Liberal Democracy

Pond and Ice

It's the same old problem. "Why can't we all get along." The answer, "We can't," seems disappointing. "We're not meant to," is no better but possibly true. The other answer, "Kill them all and let God decide" seems far too Roman, kind of pathetic and very expensive. Another possibility, "Liberal Democracy," might seem a little limp for a paradox I've yet to place in the dictionary of Symbolic Order.

When thinking about Mouffe's perspective on life in general the charm is the way she distinguishes between Populism and Fundamentalism. It's very much a perspective that replaces the grind and convictions of metanarratives with a pluralism she would like to be able to describe as Agonistic Pluralism. Agonistic here means passion filled, combative, argumentative, impolite, rude contestants in the struggle for hegemony who share an allegiance to the ethics and political principles of liberty and equality.
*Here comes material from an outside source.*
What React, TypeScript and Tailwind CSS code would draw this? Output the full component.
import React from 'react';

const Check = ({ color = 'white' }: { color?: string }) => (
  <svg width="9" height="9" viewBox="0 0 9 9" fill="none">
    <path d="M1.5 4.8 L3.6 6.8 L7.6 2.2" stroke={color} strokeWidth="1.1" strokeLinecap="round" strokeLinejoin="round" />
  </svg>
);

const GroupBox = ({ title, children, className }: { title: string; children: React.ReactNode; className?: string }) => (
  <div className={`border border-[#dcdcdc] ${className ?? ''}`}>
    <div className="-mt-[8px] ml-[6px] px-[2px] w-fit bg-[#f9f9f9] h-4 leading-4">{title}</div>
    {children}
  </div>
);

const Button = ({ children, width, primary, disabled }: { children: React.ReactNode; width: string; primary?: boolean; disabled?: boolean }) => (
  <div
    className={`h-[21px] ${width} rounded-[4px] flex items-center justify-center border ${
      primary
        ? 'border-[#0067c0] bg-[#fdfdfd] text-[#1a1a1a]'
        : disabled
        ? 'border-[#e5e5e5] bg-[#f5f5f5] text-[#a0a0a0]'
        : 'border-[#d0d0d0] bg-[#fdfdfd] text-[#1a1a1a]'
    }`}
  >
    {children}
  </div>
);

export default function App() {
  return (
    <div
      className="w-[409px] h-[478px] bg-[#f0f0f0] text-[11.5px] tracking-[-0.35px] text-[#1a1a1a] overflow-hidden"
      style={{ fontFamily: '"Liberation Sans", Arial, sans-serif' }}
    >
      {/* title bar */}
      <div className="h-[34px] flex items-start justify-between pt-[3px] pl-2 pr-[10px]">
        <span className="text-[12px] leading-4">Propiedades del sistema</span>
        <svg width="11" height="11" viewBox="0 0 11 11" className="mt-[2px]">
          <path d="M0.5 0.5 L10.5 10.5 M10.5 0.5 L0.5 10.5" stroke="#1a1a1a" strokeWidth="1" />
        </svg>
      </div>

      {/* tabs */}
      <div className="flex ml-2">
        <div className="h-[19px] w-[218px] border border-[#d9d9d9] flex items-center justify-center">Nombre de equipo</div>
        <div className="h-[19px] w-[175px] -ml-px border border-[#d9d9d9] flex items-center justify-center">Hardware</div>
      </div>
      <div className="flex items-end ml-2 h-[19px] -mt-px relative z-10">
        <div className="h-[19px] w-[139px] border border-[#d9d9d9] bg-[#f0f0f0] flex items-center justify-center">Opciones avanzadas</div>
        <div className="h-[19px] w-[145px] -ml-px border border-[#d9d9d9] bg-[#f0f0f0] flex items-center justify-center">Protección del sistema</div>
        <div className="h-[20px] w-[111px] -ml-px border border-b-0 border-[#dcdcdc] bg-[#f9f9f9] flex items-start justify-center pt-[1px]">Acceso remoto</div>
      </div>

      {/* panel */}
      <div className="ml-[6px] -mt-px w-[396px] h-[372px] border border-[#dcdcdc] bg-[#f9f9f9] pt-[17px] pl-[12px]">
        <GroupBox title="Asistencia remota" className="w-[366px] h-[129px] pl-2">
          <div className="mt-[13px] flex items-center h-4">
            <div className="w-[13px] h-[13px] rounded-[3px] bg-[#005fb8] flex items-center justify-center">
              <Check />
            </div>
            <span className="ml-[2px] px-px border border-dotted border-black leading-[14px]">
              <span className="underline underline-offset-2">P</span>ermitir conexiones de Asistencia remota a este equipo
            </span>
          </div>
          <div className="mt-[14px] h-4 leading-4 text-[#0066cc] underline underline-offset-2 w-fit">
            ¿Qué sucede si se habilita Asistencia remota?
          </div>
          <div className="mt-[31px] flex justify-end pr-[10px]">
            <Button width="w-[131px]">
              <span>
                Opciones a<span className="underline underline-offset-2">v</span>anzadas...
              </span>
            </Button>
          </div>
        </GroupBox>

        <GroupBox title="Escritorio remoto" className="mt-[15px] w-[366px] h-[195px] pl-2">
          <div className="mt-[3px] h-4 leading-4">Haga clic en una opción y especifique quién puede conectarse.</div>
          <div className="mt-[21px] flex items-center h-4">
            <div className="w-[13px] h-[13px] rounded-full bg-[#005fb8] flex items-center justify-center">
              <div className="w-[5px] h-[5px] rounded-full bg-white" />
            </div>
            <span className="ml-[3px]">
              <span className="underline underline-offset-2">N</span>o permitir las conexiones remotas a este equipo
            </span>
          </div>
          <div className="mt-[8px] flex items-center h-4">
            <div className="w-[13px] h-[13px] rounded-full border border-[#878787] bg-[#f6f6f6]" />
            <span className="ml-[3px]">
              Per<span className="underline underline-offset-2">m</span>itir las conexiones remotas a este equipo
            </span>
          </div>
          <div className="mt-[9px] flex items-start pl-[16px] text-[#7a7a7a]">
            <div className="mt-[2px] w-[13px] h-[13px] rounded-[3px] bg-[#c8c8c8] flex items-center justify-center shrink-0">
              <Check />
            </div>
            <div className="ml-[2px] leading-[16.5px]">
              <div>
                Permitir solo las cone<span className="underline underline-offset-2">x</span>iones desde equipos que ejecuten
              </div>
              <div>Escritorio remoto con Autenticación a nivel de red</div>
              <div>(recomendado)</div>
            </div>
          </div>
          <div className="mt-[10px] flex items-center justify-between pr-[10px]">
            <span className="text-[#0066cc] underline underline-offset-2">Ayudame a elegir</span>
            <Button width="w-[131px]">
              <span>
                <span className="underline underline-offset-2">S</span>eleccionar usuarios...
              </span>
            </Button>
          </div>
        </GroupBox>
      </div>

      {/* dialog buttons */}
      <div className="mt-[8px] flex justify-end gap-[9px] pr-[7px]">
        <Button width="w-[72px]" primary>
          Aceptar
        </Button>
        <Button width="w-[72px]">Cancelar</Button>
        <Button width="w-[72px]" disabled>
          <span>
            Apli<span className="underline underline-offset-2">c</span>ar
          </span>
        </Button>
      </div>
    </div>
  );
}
Chantal's understanding of pluralism is on the same shelf as smiling Jean-François Lyotard's multiplicity of competing narratives, sometimes thought of as coexisting authorities. And Oh Yes, there's always the example of James Madison's two contributions to the US Constitution.  His coexisting and equal branches of government. His other contribution, he didn't like owning slaves, he thought it a "sad blot" on created equal, but he had to own property to keep his plantation profitable, what else mattered.

The Mouffe/Laclau understanding of the signifier Fundamentalism sees it as a complete rejection of Pluralism. Fundamentalists determine only one legitimate authority. More politely, fundamentalism mobilizes passion in a manner that results in reducing and then eliminating political space. This Eternal Order, is usually more convincing when decreed by a God or maybe a Squillionaire, rather than by a man.

Fundamentalism for Mouffe et al is a fixed ideology. Populism is not a fixed ideology, it's nothing to do with an ideology, it's a way of doing politics that builds, or clarifies the frontier between underdog interest groups, or the "The People" on the one side and the kings, queens and princes or "The Elites" on the other side. Populism, or "Us against Them," because it's not an ideology but a way of doing politics can raise passion for a single eternal order or for a pluralist order, it doesn't matter which it's still populism, and it's populism that puts the pussy foot into Elites. Big crowds get you elected and big crowds string you up from the palace balcony and make you pay taxes. 

Mouffe's point is that when you're a dominant elite in a cultural hegemony tied around something like the American Dream, the passions of populism need to be either won over, redirected or discouraged.  And it's just not good enough to be simple minded about "The People." We are not a lump or a blot, we, as the signified other, the subjects of hegemony, or The People, are the material out of which  a cultural hegemony's focus group consultants and political theorists, build and then manipulate a political construction that might manufacture the right sort of passion.

How easy it should be! But in reality we people look more like a symbolic order of meanings than a grammatically cohesive class. We are chaotic from moment to moment and we should be understood as a chain of equivalences linked not by steel but by a collection of unsatisfied demands and unidentified holes or even by a single dissatisfaction such as the price of coffee or a tax on vodka. The political construction the hegemony builds to secure our passions increasingly fails to interpret and then represent our interests.

I'd argue that one of the results of this failure is the flatulence of Post Irony and Metamodernism with its rejection of irony, its embrace of Tinkerbell's A for Effort and that oscillation between hope a skepticism found in the fairy tales of old that challenge children to reconsider some of their decisions.